Et si le grand public avait vraiment un goût de chiotte ?

Roland Topor / 1938-1997

Comment va le monde monsieur ?
Il tourne monsieur.
Et si le grand public avait vraiment un goût de chiotte ?
S’il aimait réellement la merde ?
Exposée aussi crûment l’hypothèse n’a rien pour plaire.
Elle paraît émise par quelqu’un qui se croit supérieur à la masse de ses contemporains, qui s’imagine peut-être appartenir à une élite détentrice de vérités.
Il n’en est rien.
Je me connais bien, et je peux vous assurer que j’ai conscience de ma petite taille, de la banalité de mon destin, et que je ne fais partie d’aucune élite, ni d’aucun parti d’ailleurs.
Non. Je ne suis qu’une unité de ce Grand Tout qu’est le Grand Public.
J’en parle de l’intérieur, avec franchise et je l’espère, avec humilité.
Nous, le Grand Public, si nous mangeons plus souvent du surgelé que de la nouvelle cuisine, des frites que des truffes, si nous portons des sous-vêtements synthétiques plus fréquemment que de la soie naturelle, si nous avalons plus de litres de bibines que de vins millésimés, c’est à cause du prix bien sûr.
Les pauvres sont infiniment plus nombreux que les riches, c’est pour cela qu’ils constituent une mine de profits potentiels quasi inépuisable.
Puisque nous mangeons, nous buvons, nous nous habillons comme nous pouvons, en fonction de l’argent dont on dispose, en jonglant avec nos désirs et nos nécessités, on a créé spécialement à notre intention des produits particuliers, de médiocre qualité mais meilleur marché, très diversifiés, présentés dans des emballages séduisants, jeunes, modernes, branchés, en couleurs, avec des belles filles dessus et des cadeaux en prime.
Bon. Ça, c’est compréhensible.
Mais quelles que soient leurs valeurs, les disques, les tickets de cinéma ou de théâtre ou les reproductions, les posters, les livres, les journaux, les magazines, les émissions de télé, n’ont pas un prix en rapport avec leur qualité.
Et pourtant, devinez où se porte toujours le choix du Grand Public ?
Vers la merde ? Vous avez gagné.
Car voilà l’horrible soupçon qui a germé dans ma cervelle.
Nous, le Grand Public,
à force de manger Bas-de-Gamme,
de boire Bas-de-Gamme,
d’acheter Bas-de-Gamme,
nous pensons Bas-de-Gamme,
nous aimons Bas-de-Gamme,
nous rêvons Bas-de-Gamme,
… à cause de la merde voyez-vous.
C’est une odeur à laquelle nous sommes tellement habitués, que nous avons fini par nous identifier à elle, elle est notre marque de famille et nous sert de signe de reconnaissance.

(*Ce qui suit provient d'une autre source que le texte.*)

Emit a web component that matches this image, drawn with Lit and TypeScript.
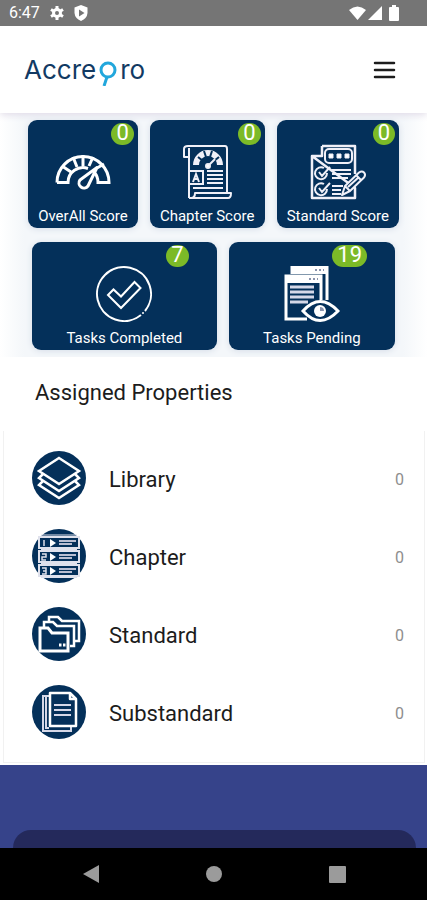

Voilà pourquoi le Bas-de-Gamme règne sur tous les hit-parades, voilà pourquoi il triomphe dans tous les sondages et gagne toutes les élections, voilà pourquoi il modèlera l’avenir radieux du monde, plus qu’une banale source de profit, le Bas-de-Gamme représente un ajustement permanent au pire, c’est un vertige de la merde, un style.